START
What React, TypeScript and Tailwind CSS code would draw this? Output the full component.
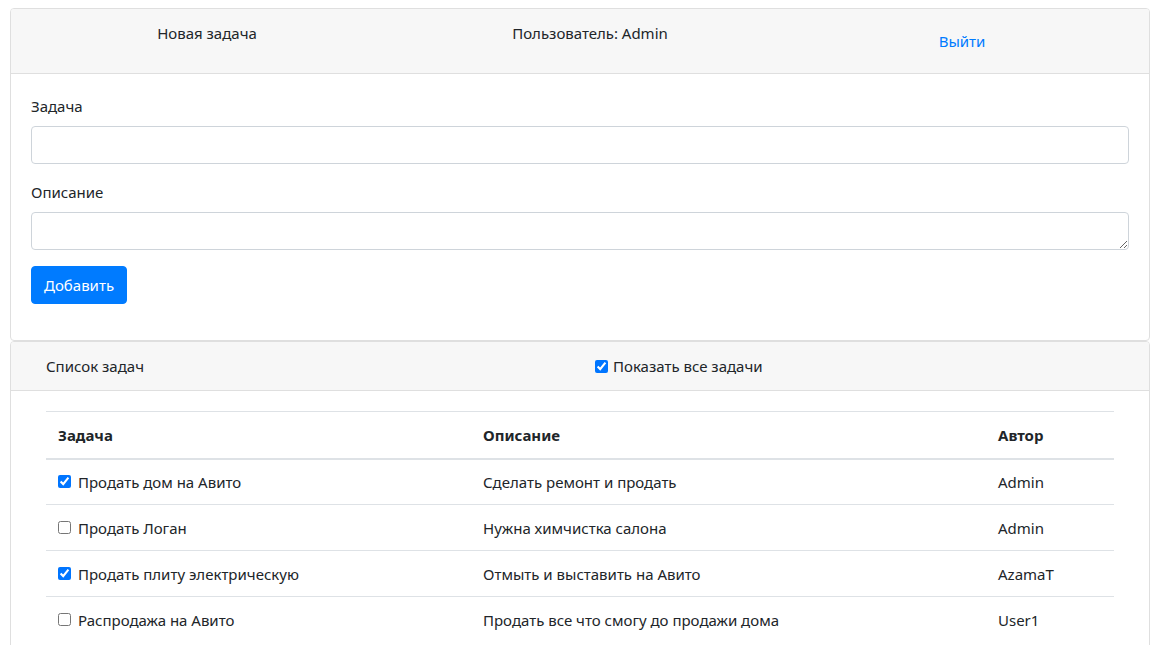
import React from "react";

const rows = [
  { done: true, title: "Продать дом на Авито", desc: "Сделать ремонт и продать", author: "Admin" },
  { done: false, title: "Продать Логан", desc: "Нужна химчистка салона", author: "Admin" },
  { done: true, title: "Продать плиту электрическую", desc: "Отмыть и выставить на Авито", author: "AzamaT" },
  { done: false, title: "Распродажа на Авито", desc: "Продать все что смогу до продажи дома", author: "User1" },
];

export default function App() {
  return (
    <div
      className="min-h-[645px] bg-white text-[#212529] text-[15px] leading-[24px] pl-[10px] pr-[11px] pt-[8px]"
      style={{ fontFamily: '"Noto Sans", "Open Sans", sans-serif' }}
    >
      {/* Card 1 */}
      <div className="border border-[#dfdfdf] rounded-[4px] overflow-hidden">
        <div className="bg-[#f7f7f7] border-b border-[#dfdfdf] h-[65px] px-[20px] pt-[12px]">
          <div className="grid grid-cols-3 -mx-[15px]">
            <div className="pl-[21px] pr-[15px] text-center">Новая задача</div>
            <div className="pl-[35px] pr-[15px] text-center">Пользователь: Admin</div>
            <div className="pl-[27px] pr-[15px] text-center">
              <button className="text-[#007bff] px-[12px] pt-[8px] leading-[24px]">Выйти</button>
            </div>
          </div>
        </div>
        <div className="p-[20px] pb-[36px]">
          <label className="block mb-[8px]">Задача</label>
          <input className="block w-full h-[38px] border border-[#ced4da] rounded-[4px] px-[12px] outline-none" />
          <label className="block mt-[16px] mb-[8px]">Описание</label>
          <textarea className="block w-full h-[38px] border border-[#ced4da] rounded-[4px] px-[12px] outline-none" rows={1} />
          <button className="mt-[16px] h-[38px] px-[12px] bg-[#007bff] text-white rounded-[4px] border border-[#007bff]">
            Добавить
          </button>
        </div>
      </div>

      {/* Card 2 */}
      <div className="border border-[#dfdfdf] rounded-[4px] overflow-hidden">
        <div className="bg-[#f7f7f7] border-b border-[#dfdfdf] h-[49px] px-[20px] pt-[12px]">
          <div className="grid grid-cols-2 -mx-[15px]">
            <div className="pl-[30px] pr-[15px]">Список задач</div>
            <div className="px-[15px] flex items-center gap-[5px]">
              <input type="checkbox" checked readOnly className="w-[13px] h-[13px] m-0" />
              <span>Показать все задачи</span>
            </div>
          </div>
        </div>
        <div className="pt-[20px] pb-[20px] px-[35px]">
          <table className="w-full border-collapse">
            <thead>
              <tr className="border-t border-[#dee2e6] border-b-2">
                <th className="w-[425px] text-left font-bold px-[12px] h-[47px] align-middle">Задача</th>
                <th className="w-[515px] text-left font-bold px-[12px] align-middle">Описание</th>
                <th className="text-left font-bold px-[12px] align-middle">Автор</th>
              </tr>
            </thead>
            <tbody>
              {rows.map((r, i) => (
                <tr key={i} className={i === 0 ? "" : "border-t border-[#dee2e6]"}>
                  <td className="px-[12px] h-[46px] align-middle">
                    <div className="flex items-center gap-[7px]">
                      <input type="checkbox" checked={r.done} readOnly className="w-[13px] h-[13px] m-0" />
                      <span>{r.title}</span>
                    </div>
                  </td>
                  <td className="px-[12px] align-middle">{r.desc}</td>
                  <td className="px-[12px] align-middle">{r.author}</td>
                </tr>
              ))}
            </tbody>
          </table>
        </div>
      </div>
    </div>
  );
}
END
Task prompt:
Without the pictures, copy the material exactly as given.

Solution for this task:
What React, TypeScript and Tailwind CSS code would draw this? Output the full component.
import React from "react";

const rows = [
  { done: true, title: "Продать дом на Авито", desc: "Сделать ремонт и продать", author: "Admin" },
  { done: false, title: "Продать Логан", desc: "Нужна химчистка салона", author: "Admin" },
  { done: true, title: "Продать плиту электрическую", desc: "Отмыть и выставить на Авито", author: "AzamaT" },
  { done: false, title: "Распродажа на Авито", desc: "Продать все что смогу до продажи дома", author: "User1" },
];

export default function App() {
  return (
    <div
      className="min-h-[645px] bg-white text-[#212529] text-[15px] leading-[24px] pl-[10px] pr-[11px] pt-[8px]"
      style={{ fontFamily: '"Noto Sans", "Open Sans", sans-serif' }}
    >
      {/* Card 1 */}
      <div className="border border-[#dfdfdf] rounded-[4px] overflow-hidden">
        <div className="bg-[#f7f7f7] border-b border-[#dfdfdf] h-[65px] px-[20px] pt-[12px]">
          <div className="grid grid-cols-3 -mx-[15px]">
            <div className="pl-[21px] pr-[15px] text-center">Новая задача</div>
            <div className="pl-[35px] pr-[15px] text-center">Пользователь: Admin</div>
            <div className="pl-[27px] pr-[15px] text-center">
              <button className="text-[#007bff] px-[12px] pt-[8px] leading-[24px]">Выйти</button>
            </div>
          </div>
        </div>
        <div className="p-[20px] pb-[36px]">
          <label className="block mb-[8px]">Задача</label>
          <input className="block w-full h-[38px] border border-[#ced4da] rounded-[4px] px-[12px] outline-none" />
          <label className="block mt-[16px] mb-[8px]">Описание</label>
          <textarea className="block w-full h-[38px] border border-[#ced4da] rounded-[4px] px-[12px] outline-none" rows={1} />
          <button className="mt-[16px] h-[38px] px-[12px] bg-[#007bff] text-white rounded-[4px] border border-[#007bff]">
            Добавить
          </button>
        </div>
      </div>

      {/* Card 2 */}
      <div className="border border-[#dfdfdf] rounded-[4px] overflow-hidden">
        <div className="bg-[#f7f7f7] border-b border-[#dfdfdf] h-[49px] px-[20px] pt-[12px]">
          <div className="grid grid-cols-2 -mx-[15px]">
            <div className="pl-[30px] pr-[15px]">Список задач</div>
            <div className="px-[15px] flex items-center gap-[5px]">
              <input type="checkbox" checked readOnly className="w-[13px] h-[13px] m-0" />
              <span>Показать все задачи</span>
            </div>
          </div>
        </div>
        <div className="pt-[20px] pb-[20px] px-[35px]">
          <table className="w-full border-collapse">
            <thead>
              <tr className="border-t border-[#dee2e6] border-b-2">
                <th className="w-[425px] text-left font-bold px-[12px] h-[47px] align-middle">Задача</th>
                <th className="w-[515px] text-left font-bold px-[12px] align-middle">Описание</th>
                <th className="text-left font-bold px-[12px] align-middle">Автор</th>
              </tr>
            </thead>
            <tbody>
              {rows.map((r, i) => (
                <tr key={i} className={i === 0 ? "" : "border-t border-[#dee2e6]"}>
                  <td className="px-[12px] h-[46px] align-middle">
                    <div className="flex items-center gap-[7px]">
                      <input type="checkbox" checked={r.done} readOnly className="w-[13px] h-[13px] m-0" />
                      <span>{r.title}</span>
                    </div>
                  </td>
                  <td className="px-[12px] align-middle">{r.desc}</td>
                  <td className="px-[12px] align-middle">{r.author}</td>
                </tr>
              ))}
            </tbody>
          </table>
        </div>
      </div>
    </div>
  );
}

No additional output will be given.